You could use n
random projections to split pHash space into 2^n
buckets, then similar images are most likely found from the same bucket. You could even XOR the hash with all 64 possible integers with Hamming weight 1 to check neighboring buckets conveniently and be sure you'd find all approximate matches.
This is efficient only if you are interested on images with almost identical hashes (small Hamming distance). If you want to tolerate larger hamming distances (such as 8) then it gets tricky to find all matches efficiently and accurately. I got very good performance by scanning through the whole table by GPU, even my 3 year old laptop's GT 650M could check 700 million hashes / second!
Edit 1: You can think 64-bit hash as a single corner on a 64-dimensional cube, math is easier if your normalize corner coordinates to -1
and 1
(this way its center is in the origin).

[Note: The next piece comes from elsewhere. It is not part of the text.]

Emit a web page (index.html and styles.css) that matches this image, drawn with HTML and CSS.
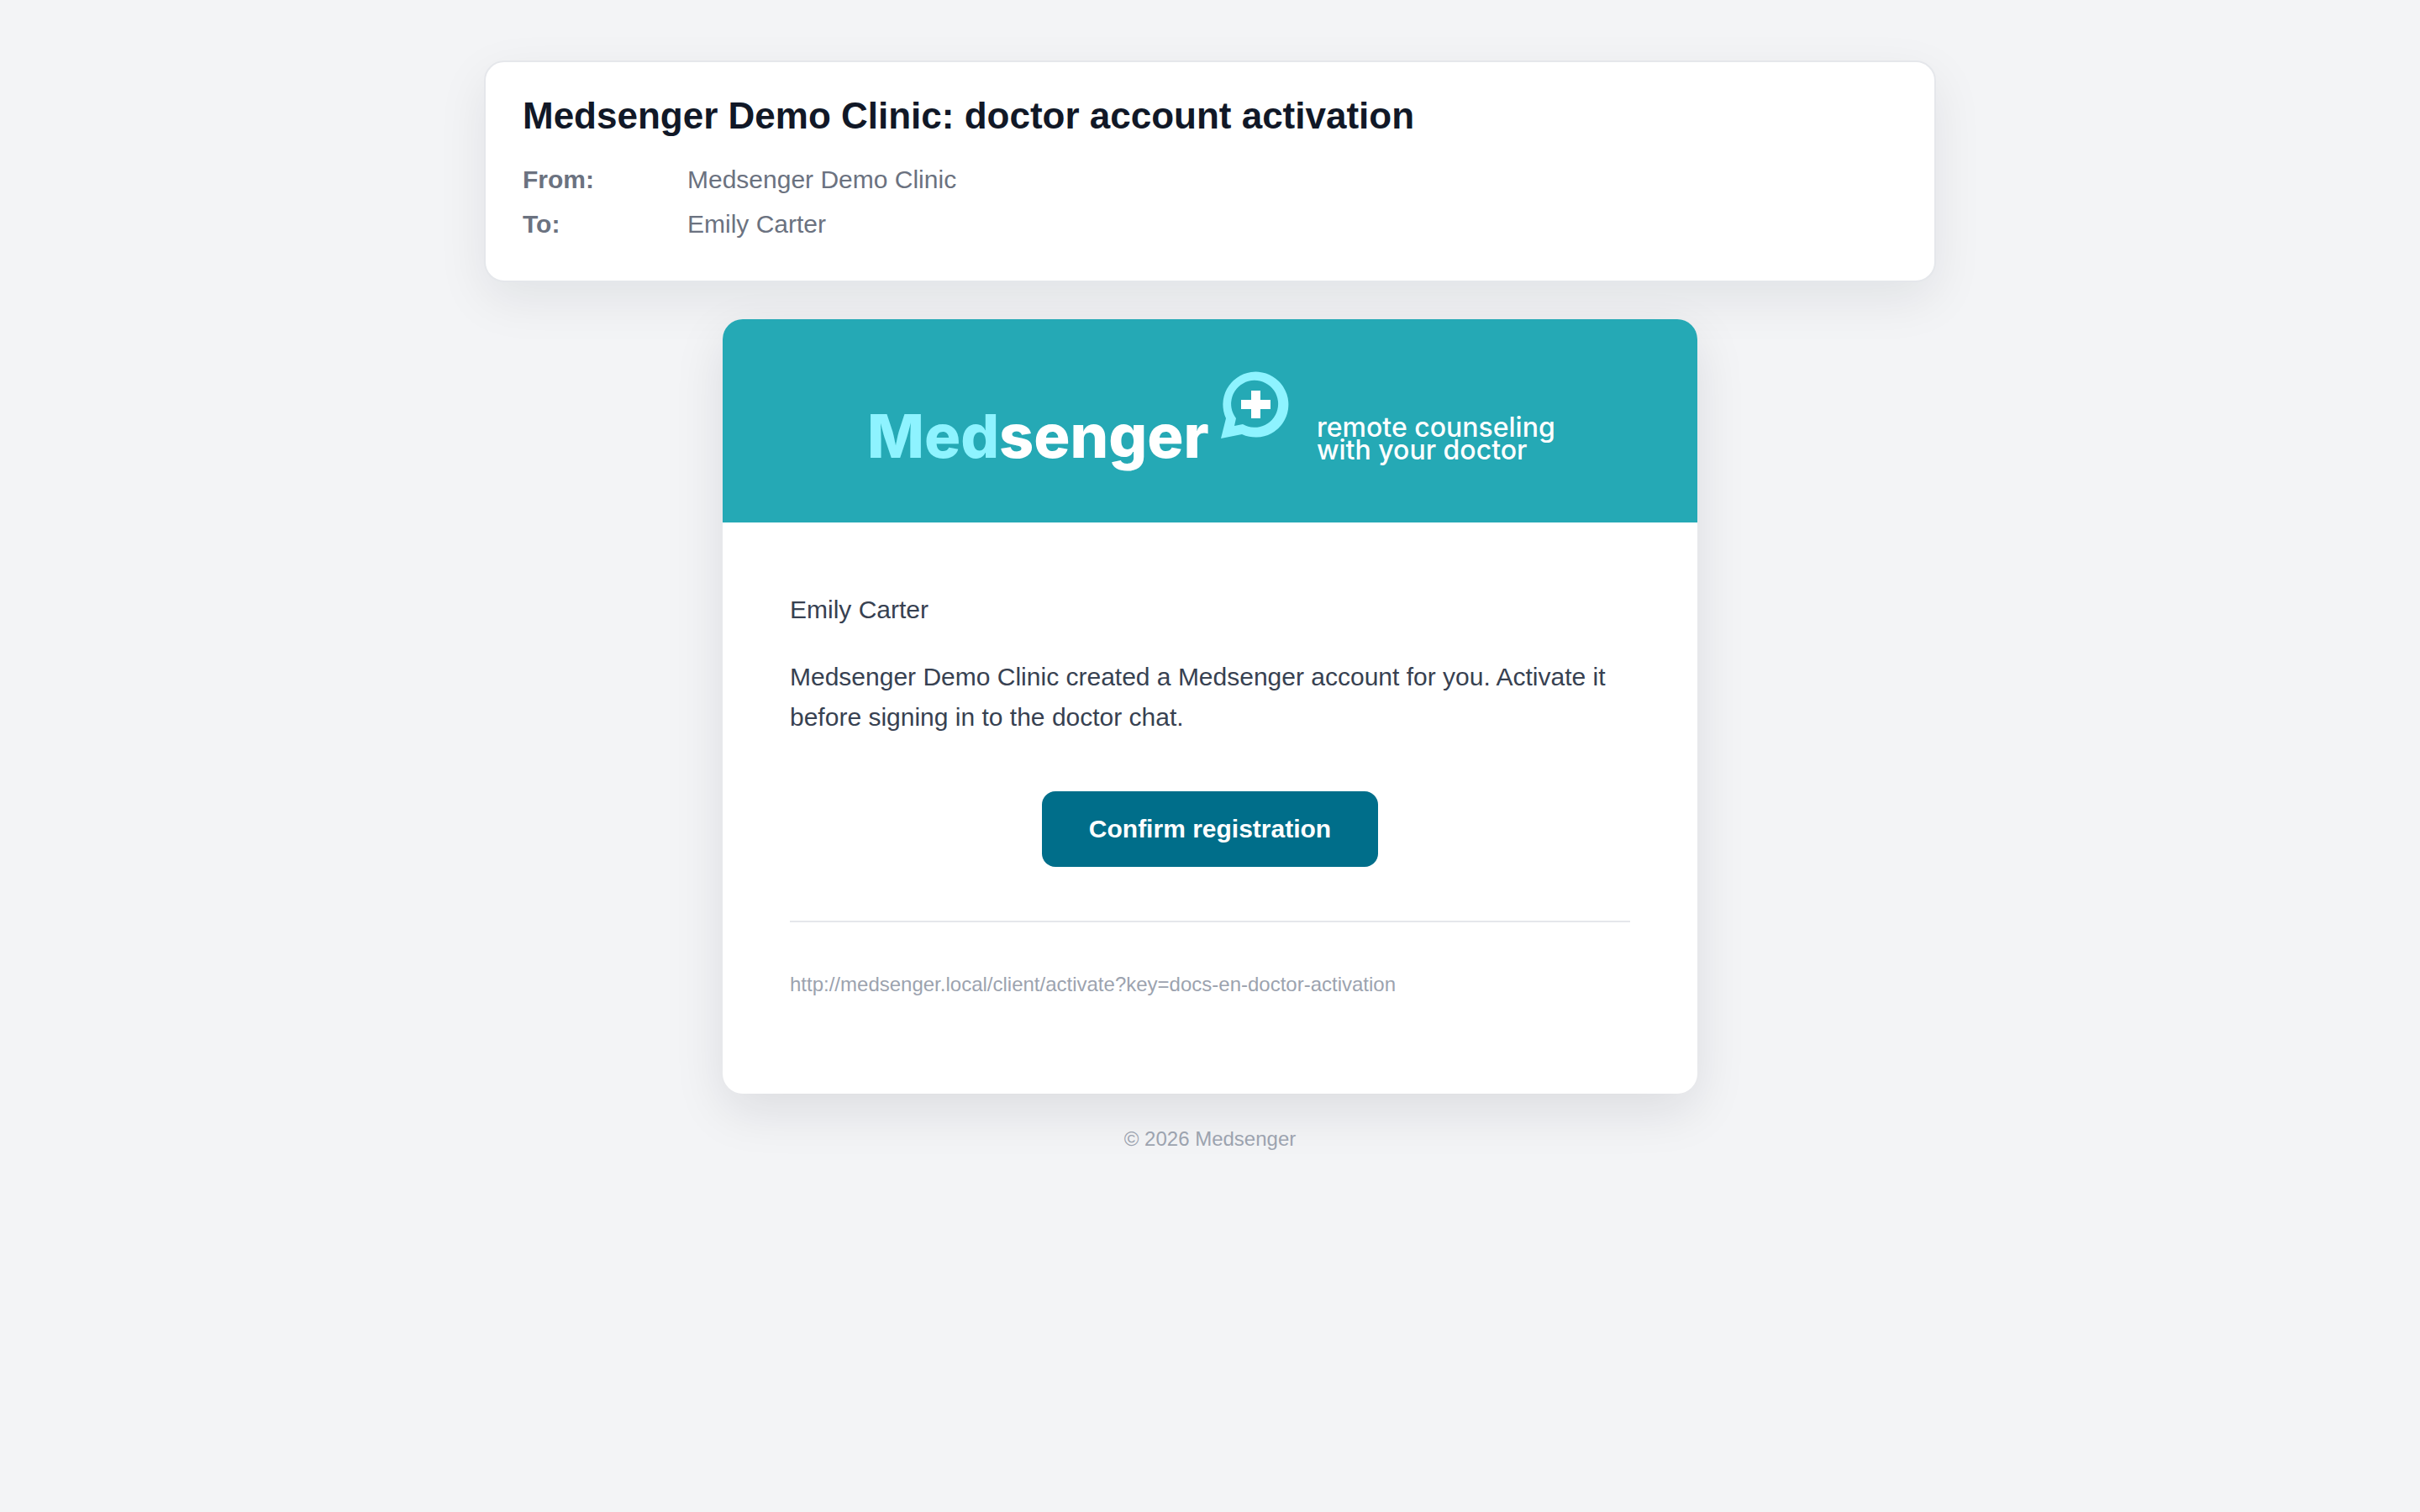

You can express m
images as a matrix M
of size m x 64
(one row / image, one bit of hash / column).
Simplest way to split this to 2^n
distinct groups is to generate n
64-dimensional vectors v_0, v_1, ..., v_n
(pick each vector element from normal distribution N(0,1)), this can be expressed as a matrix V
of size 64 x n
(one column / vector). There could be orthogonality enforcement as mentioned at Random projection but I'll skip it here.
Now by calculating A = (M * V) > 0
you get m x n
matrix (one image / row, one projection / column). Next convert each row's binary representation to a number, you get 2^n
different possibilities and similar hashes are most likely to end up to the same bucket.
This algorithm works for any orthogonal representation of data (such as SURF features), not just binary strings. I'm sure there are simpler (and computationally more efficient) algorithms for binary hashes but this is one way to implement random projections.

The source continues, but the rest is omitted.